Despite the “amazing amount of political push back” it took to move the NMCI forward, industry observers said they believe other government organizations—military and otherwise—will move toward more outsourcing.
Rishi Sood, a Gartner outsourcing analyst in Mountan View, Calif., said, “There is a mandate to move more responsibility to the private sector in the form of outsourcing.” Sood predicted that over the next two years, the industry will see another four or five large outsourcing contracts from the federal government—especially in the military and intelligence communities.
But despite rumors to the contrary, the Air Force will not be among them, according to Col. Neal Fox, director of the commercial IT product area directorate, Maxwell/Gunter Air Force Base, in Alabama.
“We are watching the NMCI to see how it does,” Fox said. “My personal view is that I dont think its necessary for the Air Force. Processes we have in place will meet the needs of the Air Force—they will give the Air Force CIO control of IT resources in a way that will make outsourcing unnecessary.”
Still, despite the sticker shock that caused Congress to recoil when it saw the price tag for centralizing IT procurement with the NMCI, Turner said he believes the Navy had no other choice.
“We, frankly, could not figure out a good way to come up with the minimum $2.6 billion wed need to upgrade our basic communications infrastructure, let alone the other $1 billion wed need for all-new computers and software,” Turner said. “Plus, we have almost 67 percent of our IT work force eligible to retire within about three years, and there is no groundswell of new hires in this field. We needed to find a new way of doing business.”

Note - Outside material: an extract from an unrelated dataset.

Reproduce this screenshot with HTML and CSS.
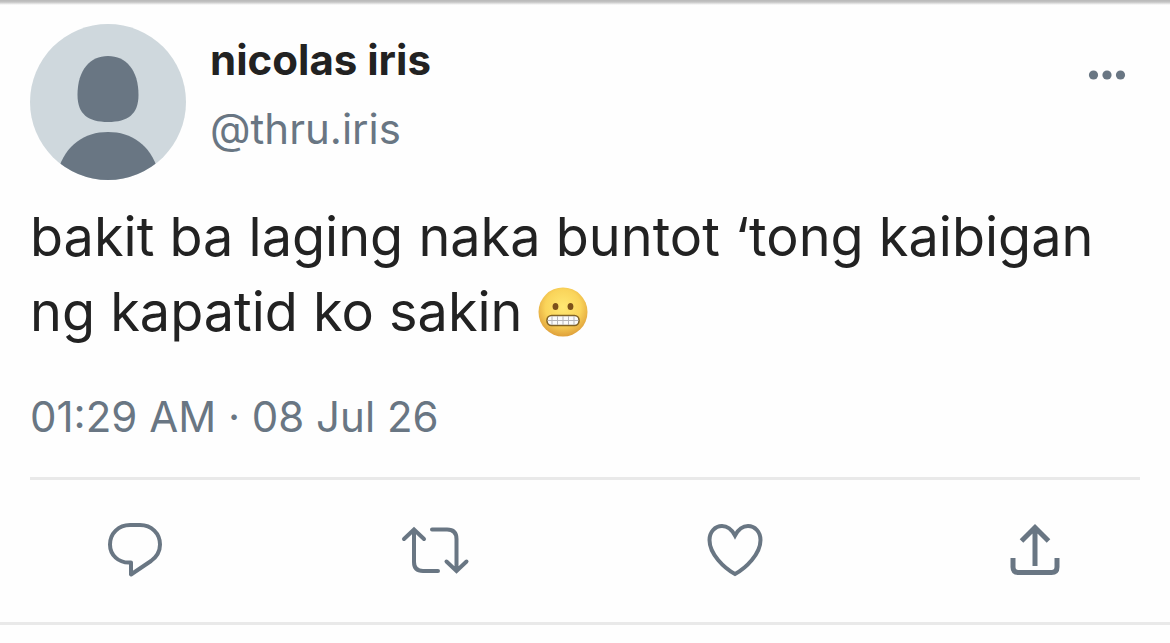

And it could be that the Defense Department, Army, Air Force and Joint Chiefs of Staff are watching the NMCI even more closely than they had been after the events on Sept. 11.
“After Sept. 11, the government learned the need to be able to move quickly and to innovate. Were starting to see a centralized CIO in government, and they see the need to bring in external service providers to bring in a technology refresh,” Gartners Sood said.